Presented in Figure 1 is a near-field scanning instrument configured around a modern inverted optical microscope. Such an arrangement conveniently allows the NSOM head, incorporating the probe and its positioning mechanism, to be mounted at the specimen stage location, with the objective positioned beneath the stage. The system illustrated in the figure includes an external laser to provide illumination, a photomultiplier detector for optical signal collection, and a computer and electronic control unit for management of specimen and probe positioning and image acquisition.
Although the scanning probe microscope family encompasses a vast array of specialized and highly varied instruments, their common operational motif is the employment of a local probe in close interaction with the specimen.
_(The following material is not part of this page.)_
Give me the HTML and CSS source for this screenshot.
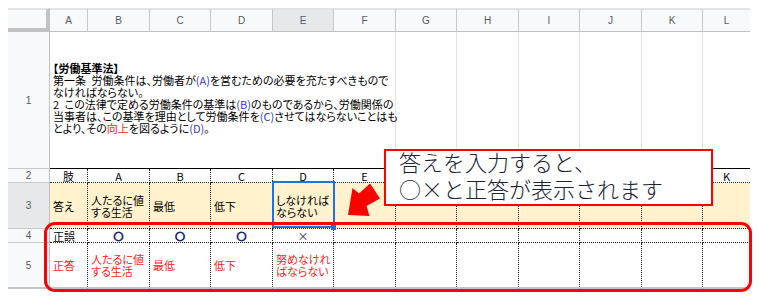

A typical SPM local probe is equipped with a nanometer-sized tip whose tip-to-specimen interactions can be sensed and recorded by a variety of mechanisms. Each different type of SPM is characterized by specific properties of the local probe and the nature of its interaction with the specimen surface.
A representation of the typical NSOM imaging scheme is presented in Figure 2, in which an illuminating probe aperture having a diameter less than the wavelength of light is maintained in the near field of the specimen surface. Because close proximity or contact between the specimen and probe (separation less than the wavelength) is a general requirement for non-diffraction-limited resolution, the vast majority of all SPMs require a feedback system that precisely controls the physical separation of the probe and specimen. In addition, an x-y-z scanner (usually piezoelectric) is utilized to control the movement of the probe over the specimen. The NSOM configuration illustrated in Figure 2 positions the objective in the far field, in the conventional manner, for collection of the image-forming optical signal.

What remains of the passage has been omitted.